The Label as Concept and Gallery

This year is the thirtieth anniversary of ECM’s cooperative projects; the latest of their covers was published four months before the opening of  the  exhibition  at the GHMP (with this title: András Schiff / Jörg Widmann: Johannes Brahms – Clarinet Sonatas). ECM Records, of course, collaborate with a number of original photographers, some of whom have their own distinctive features: Jean-Guy Lathuilière and his night shots featuring a thick, disorienting blue; in the images of Greek photographer, Fotini Potamia, tangles of branches and their shadows, falling impassively on the human world, repeatedly appear. Gérald Minkoff looks at landscapes that are somewhat empty: we expect something that is almost missing, something  complementary  to  the  whole, from the music inside the cover.
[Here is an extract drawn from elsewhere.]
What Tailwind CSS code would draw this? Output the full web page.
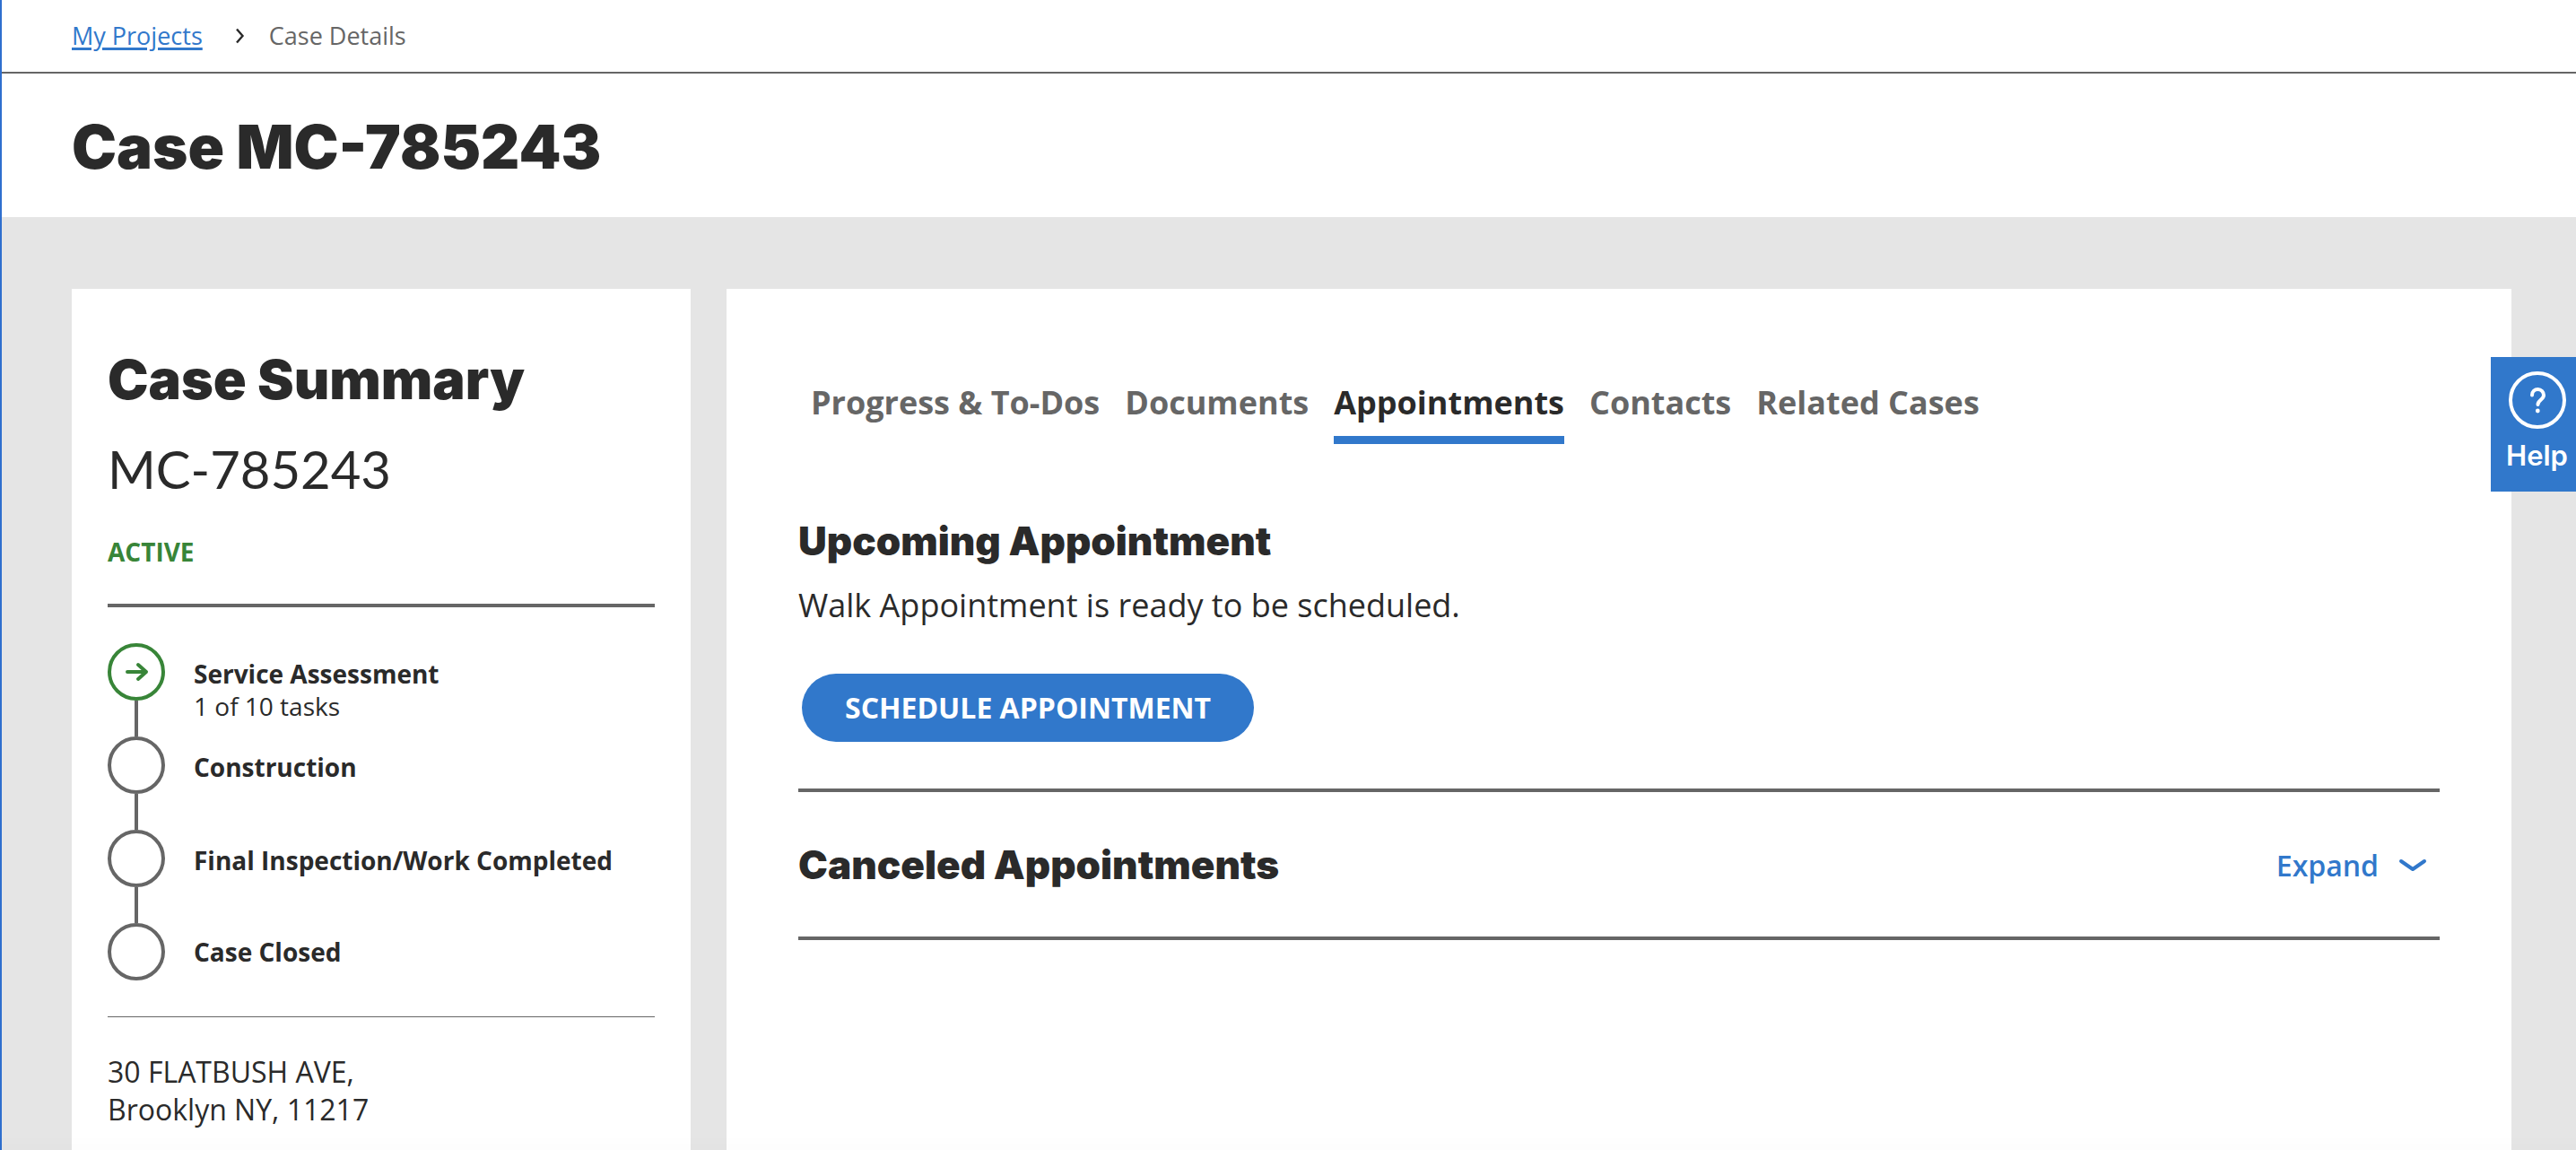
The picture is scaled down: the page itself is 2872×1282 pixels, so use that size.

However, none of these artists relate to the landscape in such a continuous range of techniques as Jan Jedlička does: black-and- white photographs appear here alongside colour Polaroids, water colours and drawings. The pigment field can be as monochrome as the photographer’s view of a grey-blue sky. The direct documentary of a photograph and the author’s subjective testimony stand here side by side so self-evidently that we no longer perceive the boundary between one and the other.

In Jan Jedlička, Manfred Eicher found someone who helped him to express ECM’s identity. The Czech and European artist, on the other hand, gained a medium in ECM which, over the years, gradually, rather like the sedimentation of layers in the countryside, offers an interpretation: it explains what his work is.